#### Provided data:
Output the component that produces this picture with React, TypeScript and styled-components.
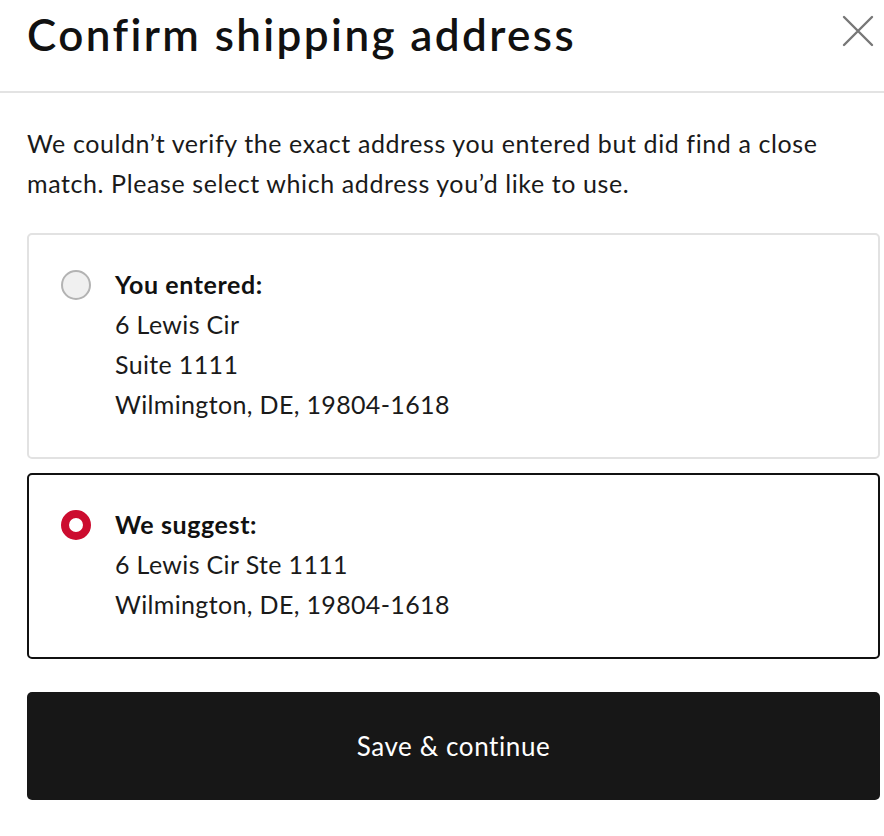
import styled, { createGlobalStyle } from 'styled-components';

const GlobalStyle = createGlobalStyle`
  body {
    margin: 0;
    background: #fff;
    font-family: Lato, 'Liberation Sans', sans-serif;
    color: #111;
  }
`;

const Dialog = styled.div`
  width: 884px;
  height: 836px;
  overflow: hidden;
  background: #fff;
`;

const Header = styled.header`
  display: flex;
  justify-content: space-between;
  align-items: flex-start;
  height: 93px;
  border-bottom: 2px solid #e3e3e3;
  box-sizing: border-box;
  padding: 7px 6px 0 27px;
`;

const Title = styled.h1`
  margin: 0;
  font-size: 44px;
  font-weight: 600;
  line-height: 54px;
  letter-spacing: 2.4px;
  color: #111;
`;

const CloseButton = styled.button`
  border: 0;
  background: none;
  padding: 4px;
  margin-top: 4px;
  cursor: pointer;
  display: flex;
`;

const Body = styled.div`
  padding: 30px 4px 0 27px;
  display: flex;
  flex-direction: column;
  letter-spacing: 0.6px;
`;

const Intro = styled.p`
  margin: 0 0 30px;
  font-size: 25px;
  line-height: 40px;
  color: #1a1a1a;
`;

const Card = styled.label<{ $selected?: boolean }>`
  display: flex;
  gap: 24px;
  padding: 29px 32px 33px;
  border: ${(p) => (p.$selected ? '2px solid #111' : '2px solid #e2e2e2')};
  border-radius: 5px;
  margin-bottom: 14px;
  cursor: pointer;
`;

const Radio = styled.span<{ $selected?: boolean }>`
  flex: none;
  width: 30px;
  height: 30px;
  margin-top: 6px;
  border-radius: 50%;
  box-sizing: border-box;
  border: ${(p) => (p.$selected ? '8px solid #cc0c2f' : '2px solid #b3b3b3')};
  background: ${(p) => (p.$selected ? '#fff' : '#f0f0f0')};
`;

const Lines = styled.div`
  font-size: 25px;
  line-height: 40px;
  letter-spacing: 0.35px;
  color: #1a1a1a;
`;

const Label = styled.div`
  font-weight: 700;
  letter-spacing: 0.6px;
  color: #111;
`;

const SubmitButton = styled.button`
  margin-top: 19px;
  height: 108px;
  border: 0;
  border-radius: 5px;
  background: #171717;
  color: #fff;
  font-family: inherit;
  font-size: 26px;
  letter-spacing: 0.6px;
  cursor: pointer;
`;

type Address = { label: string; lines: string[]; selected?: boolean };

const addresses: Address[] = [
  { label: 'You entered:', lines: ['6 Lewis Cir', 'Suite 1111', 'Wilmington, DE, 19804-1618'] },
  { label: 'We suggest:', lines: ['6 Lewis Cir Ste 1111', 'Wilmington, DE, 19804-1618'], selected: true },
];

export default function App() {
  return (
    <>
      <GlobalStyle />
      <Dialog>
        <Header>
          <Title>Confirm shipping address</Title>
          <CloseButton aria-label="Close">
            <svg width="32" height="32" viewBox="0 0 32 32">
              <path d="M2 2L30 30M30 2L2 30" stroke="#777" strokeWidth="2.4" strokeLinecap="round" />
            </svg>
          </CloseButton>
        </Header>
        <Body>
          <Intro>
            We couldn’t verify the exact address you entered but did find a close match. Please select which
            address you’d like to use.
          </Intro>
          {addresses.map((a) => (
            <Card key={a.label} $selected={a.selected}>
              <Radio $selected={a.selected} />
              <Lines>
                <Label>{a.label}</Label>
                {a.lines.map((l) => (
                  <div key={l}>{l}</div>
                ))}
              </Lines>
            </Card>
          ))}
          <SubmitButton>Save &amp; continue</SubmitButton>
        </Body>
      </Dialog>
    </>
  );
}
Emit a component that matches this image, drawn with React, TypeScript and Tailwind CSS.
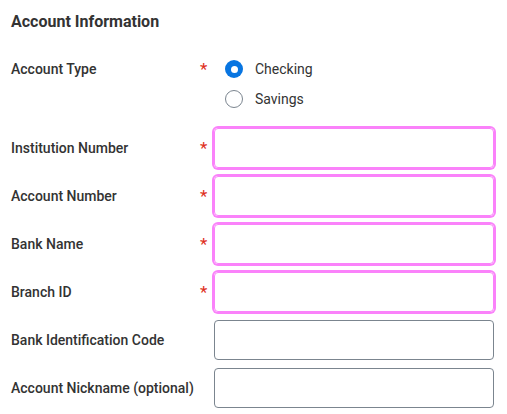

#### Exercise instructions:
Which lines contain the word "this"? Copy each one.

#### Problem solution:
Output the component that produces this picture with React, TypeScript and styled-components.
Emit a component that matches this image, drawn with React, TypeScript and Tailwind CSS.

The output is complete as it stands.